_Problem description_
Using the material that follows, identify and copy each line with the string "screenshot".

_Stored rows_

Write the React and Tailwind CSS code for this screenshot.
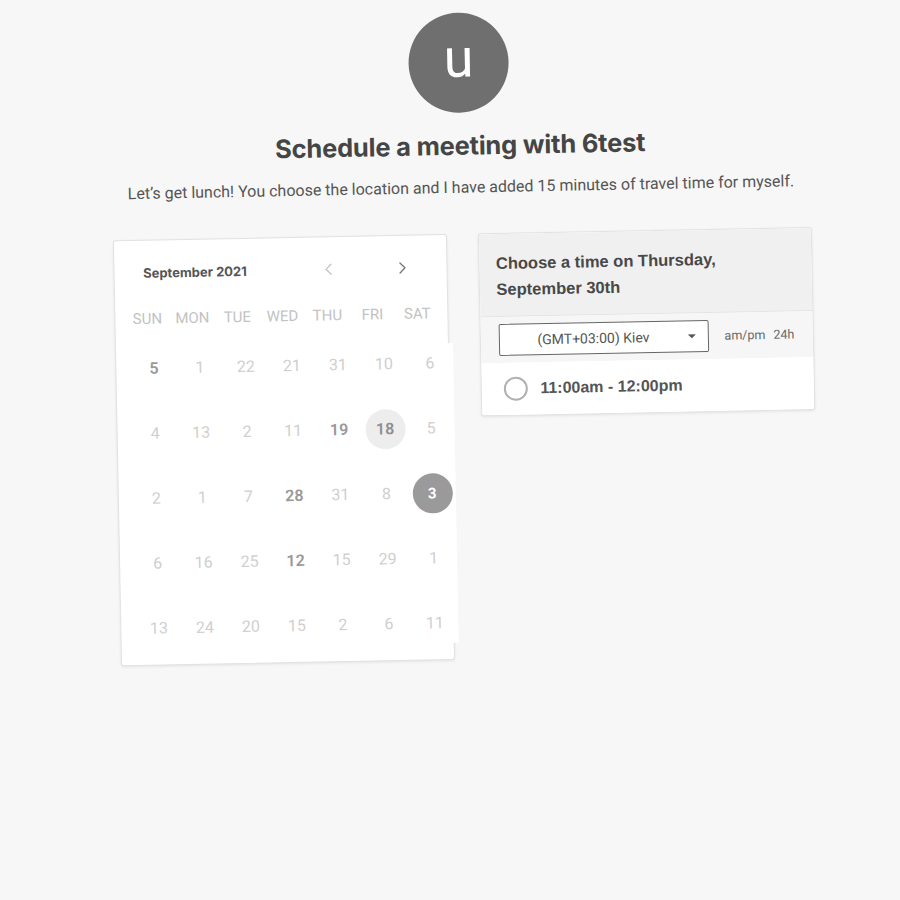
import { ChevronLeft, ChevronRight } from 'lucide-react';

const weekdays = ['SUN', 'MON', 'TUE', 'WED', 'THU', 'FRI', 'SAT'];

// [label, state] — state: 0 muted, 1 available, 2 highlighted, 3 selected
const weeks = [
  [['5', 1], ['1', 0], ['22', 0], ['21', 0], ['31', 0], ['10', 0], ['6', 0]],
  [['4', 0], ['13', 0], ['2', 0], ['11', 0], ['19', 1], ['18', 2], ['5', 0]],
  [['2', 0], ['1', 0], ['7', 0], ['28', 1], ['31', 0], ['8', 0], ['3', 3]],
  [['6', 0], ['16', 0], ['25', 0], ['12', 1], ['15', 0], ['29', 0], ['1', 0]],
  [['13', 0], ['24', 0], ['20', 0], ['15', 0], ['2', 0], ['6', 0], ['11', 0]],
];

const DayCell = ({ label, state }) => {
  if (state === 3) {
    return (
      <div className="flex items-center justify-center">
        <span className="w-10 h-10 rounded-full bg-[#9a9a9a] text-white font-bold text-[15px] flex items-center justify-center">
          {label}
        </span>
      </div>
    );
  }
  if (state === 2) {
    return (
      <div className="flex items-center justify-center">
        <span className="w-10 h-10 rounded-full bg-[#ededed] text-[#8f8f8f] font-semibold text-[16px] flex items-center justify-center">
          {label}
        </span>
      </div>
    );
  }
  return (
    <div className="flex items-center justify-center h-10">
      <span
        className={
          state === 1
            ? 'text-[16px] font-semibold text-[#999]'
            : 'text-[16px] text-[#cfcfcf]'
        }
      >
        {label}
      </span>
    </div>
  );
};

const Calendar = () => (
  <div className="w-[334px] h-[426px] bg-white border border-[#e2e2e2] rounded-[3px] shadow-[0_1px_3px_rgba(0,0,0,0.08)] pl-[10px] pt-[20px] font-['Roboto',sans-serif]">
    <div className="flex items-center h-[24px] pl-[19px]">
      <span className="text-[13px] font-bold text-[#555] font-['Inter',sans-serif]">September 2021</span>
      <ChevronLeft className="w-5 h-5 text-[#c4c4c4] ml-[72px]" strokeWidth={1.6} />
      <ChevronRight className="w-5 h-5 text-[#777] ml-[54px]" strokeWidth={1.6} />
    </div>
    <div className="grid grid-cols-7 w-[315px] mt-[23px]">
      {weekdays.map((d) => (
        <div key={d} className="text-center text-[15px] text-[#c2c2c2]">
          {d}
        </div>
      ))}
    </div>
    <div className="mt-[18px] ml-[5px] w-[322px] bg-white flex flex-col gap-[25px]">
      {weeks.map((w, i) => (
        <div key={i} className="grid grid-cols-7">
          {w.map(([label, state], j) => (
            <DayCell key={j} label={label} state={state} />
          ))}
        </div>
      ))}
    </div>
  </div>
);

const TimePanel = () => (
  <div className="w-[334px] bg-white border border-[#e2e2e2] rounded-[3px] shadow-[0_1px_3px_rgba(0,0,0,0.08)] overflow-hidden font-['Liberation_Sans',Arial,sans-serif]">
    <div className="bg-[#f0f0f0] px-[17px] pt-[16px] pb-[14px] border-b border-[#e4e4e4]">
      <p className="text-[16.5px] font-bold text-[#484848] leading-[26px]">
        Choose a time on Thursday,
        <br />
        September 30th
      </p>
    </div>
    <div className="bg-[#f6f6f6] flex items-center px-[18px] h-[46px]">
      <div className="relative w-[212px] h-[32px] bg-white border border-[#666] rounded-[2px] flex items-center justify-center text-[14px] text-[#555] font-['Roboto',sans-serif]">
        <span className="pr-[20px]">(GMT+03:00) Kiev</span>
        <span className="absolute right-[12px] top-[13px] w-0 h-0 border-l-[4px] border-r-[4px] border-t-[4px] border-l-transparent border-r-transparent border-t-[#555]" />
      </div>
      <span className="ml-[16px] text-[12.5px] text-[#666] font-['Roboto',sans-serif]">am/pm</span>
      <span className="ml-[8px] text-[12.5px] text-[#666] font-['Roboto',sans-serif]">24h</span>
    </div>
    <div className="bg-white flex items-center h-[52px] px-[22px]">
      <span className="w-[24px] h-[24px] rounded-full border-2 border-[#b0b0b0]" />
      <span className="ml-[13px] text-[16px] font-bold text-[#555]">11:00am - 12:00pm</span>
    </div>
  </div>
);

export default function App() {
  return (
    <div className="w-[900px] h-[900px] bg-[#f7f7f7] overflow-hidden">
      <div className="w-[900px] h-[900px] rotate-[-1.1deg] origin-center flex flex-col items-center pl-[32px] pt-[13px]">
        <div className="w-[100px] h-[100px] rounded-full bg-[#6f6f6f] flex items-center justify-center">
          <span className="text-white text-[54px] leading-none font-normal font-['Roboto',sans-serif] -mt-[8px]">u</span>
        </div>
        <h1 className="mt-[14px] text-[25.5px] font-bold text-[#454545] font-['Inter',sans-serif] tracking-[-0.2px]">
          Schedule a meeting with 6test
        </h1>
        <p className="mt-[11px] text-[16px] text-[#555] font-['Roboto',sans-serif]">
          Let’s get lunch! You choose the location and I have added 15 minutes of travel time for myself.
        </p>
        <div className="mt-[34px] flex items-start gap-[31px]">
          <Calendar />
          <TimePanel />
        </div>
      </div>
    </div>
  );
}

* * *

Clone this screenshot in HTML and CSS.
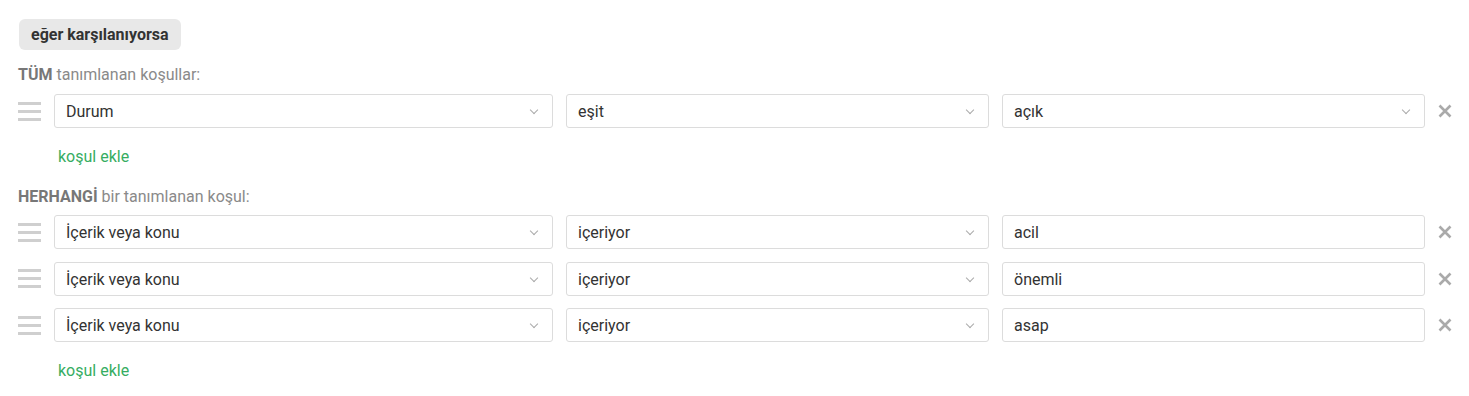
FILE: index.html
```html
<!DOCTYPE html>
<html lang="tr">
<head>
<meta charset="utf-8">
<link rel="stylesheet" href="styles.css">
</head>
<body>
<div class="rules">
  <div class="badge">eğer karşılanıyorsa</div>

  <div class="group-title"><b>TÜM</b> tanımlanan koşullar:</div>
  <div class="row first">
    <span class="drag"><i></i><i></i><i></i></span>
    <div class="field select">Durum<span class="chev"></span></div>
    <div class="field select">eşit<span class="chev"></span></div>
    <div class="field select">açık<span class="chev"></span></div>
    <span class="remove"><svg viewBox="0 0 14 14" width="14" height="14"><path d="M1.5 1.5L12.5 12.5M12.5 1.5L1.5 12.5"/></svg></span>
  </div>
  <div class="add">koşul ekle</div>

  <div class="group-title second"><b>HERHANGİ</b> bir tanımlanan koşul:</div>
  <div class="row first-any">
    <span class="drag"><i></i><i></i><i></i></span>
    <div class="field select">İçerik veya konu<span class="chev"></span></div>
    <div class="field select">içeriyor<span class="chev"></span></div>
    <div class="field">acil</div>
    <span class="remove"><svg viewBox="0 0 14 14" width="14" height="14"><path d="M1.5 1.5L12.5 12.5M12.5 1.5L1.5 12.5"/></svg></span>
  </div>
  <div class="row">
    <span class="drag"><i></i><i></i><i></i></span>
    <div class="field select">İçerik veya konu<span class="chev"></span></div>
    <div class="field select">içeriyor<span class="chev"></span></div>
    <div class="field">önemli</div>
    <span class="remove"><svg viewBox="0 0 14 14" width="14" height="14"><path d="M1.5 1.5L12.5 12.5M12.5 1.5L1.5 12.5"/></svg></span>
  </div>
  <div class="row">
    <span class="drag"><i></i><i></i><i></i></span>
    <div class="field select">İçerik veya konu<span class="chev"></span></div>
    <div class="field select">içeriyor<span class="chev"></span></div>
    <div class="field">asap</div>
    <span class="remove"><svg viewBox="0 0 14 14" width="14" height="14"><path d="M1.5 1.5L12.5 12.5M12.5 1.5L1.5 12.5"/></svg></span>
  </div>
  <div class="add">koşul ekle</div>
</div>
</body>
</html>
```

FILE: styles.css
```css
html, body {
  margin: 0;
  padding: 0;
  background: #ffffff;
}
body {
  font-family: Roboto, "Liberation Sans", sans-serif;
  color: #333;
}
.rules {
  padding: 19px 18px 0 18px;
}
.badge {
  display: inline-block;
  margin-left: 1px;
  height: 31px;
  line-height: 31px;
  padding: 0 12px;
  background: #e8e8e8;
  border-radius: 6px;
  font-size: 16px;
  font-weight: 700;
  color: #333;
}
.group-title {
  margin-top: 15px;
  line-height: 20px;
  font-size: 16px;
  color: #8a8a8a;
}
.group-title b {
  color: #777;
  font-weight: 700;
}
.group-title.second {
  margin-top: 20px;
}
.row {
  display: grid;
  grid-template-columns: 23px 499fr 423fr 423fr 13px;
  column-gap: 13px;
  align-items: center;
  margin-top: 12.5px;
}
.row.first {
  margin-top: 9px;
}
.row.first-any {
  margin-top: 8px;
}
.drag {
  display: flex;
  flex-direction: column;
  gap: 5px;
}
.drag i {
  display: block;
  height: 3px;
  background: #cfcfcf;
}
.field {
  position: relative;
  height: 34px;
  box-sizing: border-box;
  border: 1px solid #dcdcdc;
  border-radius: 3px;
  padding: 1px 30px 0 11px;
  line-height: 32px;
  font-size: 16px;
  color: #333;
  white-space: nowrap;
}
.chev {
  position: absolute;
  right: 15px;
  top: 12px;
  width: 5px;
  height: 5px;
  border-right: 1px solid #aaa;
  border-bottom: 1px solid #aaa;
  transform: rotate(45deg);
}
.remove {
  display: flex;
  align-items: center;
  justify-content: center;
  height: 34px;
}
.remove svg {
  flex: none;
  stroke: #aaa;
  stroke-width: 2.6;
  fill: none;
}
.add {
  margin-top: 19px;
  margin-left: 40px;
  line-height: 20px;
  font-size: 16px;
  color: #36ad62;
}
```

_Complete answer_
Write the React and Tailwind CSS code for this screenshot.
Clone this screenshot in HTML and CSS.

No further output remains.